BEGIN RECORDED INFORMATION

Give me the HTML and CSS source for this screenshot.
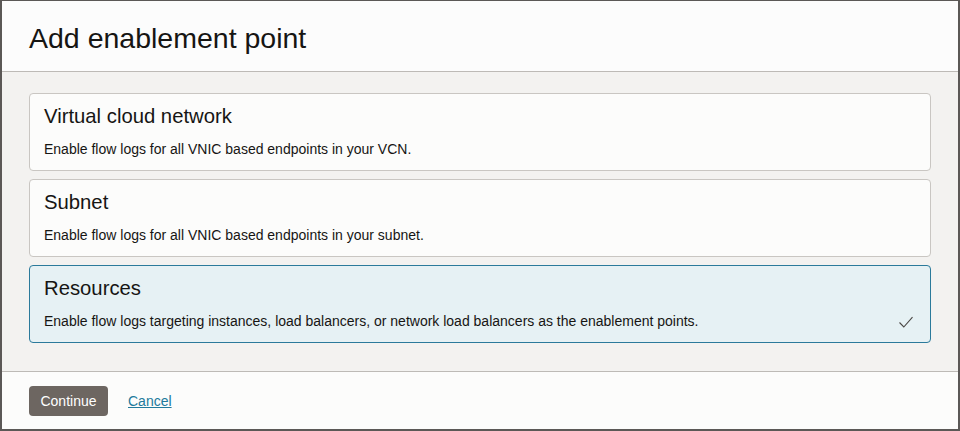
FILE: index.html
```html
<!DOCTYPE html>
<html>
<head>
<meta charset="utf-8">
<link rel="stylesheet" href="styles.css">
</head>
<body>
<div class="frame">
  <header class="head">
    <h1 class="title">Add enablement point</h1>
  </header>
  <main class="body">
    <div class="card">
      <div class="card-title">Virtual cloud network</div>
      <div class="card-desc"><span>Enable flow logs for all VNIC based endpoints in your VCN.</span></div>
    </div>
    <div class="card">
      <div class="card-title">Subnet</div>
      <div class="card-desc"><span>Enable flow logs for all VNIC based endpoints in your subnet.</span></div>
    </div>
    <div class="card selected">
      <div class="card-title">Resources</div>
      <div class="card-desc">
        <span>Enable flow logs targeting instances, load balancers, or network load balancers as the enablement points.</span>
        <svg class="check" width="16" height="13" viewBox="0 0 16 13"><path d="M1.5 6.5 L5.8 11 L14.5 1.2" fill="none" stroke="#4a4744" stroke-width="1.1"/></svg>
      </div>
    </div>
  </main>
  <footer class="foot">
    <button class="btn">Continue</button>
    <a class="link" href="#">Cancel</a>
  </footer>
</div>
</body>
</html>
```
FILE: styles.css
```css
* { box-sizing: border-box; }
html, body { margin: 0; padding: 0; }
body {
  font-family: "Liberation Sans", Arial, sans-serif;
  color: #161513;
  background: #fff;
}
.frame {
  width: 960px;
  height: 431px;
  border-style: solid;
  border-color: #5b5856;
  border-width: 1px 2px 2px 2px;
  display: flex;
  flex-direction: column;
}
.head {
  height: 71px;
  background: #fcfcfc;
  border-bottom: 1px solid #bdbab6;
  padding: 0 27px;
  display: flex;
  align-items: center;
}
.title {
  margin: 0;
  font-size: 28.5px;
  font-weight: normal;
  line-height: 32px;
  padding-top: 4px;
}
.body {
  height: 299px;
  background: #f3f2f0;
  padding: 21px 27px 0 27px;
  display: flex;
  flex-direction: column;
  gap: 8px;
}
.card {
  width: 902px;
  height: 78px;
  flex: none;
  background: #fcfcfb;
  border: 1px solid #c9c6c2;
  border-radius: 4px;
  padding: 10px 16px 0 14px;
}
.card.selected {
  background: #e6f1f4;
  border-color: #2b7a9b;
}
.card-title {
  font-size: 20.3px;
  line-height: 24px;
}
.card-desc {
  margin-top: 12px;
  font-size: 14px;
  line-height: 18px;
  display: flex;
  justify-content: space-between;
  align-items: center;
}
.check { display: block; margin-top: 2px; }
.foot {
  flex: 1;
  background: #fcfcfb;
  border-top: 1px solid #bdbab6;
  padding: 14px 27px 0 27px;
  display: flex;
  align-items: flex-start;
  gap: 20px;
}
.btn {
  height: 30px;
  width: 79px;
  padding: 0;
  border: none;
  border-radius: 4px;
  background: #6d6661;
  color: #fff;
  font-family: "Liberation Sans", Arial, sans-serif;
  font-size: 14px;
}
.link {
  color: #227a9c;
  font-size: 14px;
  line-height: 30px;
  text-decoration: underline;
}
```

END RECORDED INFORMATION

Pictures are to be left out; repeat all the remaining data exactly.

COMPLETE ANSWER:
Give me the HTML and CSS source for this screenshot.
FILE: index.html
```html
<!DOCTYPE html>
<html>
<head>
<meta charset="utf-8">
<link rel="stylesheet" href="styles.css">
</head>
<body>
<div class="frame">
  <header class="head">
    <h1 class="title">Add enablement point</h1>
  </header>
  <main class="body">
    <div class="card">
      <div class="card-title">Virtual cloud network</div>
      <div class="card-desc"><span>Enable flow logs for all VNIC based endpoints in your VCN.</span></div>
    </div>
    <div class="card">
      <div class="card-title">Subnet</div>
      <div class="card-desc"><span>Enable flow logs for all VNIC based endpoints in your subnet.</span></div>
    </div>
    <div class="card selected">
      <div class="card-title">Resources</div>
      <div class="card-desc">
        <span>Enable flow logs targeting instances, load balancers, or network load balancers as the enablement points.</span>
        <svg class="check" width="16" height="13" viewBox="0 0 16 13"><path d="M1.5 6.5 L5.8 11 L14.5 1.2" fill="none" stroke="#4a4744" stroke-width="1.1"/></svg>
      </div>
    </div>
  </main>
  <footer class="foot">
    <button class="btn">Continue</button>
    <a class="link" href="#">Cancel</a>
  </footer>
</div>
</body>
</html>
```
FILE: styles.css
```css
* { box-sizing: border-box; }
html, body { margin: 0; padding: 0; }
body {
  font-family: "Liberation Sans", Arial, sans-serif;
  color: #161513;
  background: #fff;
}
.frame {
  width: 960px;
  height: 431px;
  border-style: solid;
  border-color: #5b5856;
  border-width: 1px 2px 2px 2px;
  display: flex;
  flex-direction: column;
}
.head {
  height: 71px;
  background: #fcfcfc;
  border-bottom: 1px solid #bdbab6;
  padding: 0 27px;
  display: flex;
  align-items: center;
}
.title {
  margin: 0;
  font-size: 28.5px;
  font-weight: normal;
  line-height: 32px;
  padding-top: 4px;
}
.body {
  height: 299px;
  background: #f3f2f0;
  padding: 21px 27px 0 27px;
  display: flex;
  flex-direction: column;
  gap: 8px;
}
.card {
  width: 902px;
  height: 78px;
  flex: none;
  background: #fcfcfb;
  border: 1px solid #c9c6c2;
  border-radius: 4px;
  padding: 10px 16px 0 14px;
}
.card.selected {
  background: #e6f1f4;
  border-color: #2b7a9b;
}
.card-title {
  font-size: 20.3px;
  line-height: 24px;
}
.card-desc {
  margin-top: 12px;
  font-size: 14px;
  line-height: 18px;
  display: flex;
  justify-content: space-between;
  align-items: center;
}
.check { display: block; margin-top: 2px; }
.foot {
  flex: 1;
  background: #fcfcfb;
  border-top: 1px solid #bdbab6;
  padding: 14px 27px 0 27px;
  display: flex;
  align-items: flex-start;
  gap: 20px;
}
.btn {
  height: 30px;
  width: 79px;
  padding: 0;
  border: none;
  border-radius: 4px;
  background: #6d6661;
  color: #fff;
  font-family: "Liberation Sans", Arial, sans-serif;
  font-size: 14px;
}
.link {
  color: #227a9c;
  font-size: 14px;
  line-height: 30px;
  text-decoration: underline;
}
```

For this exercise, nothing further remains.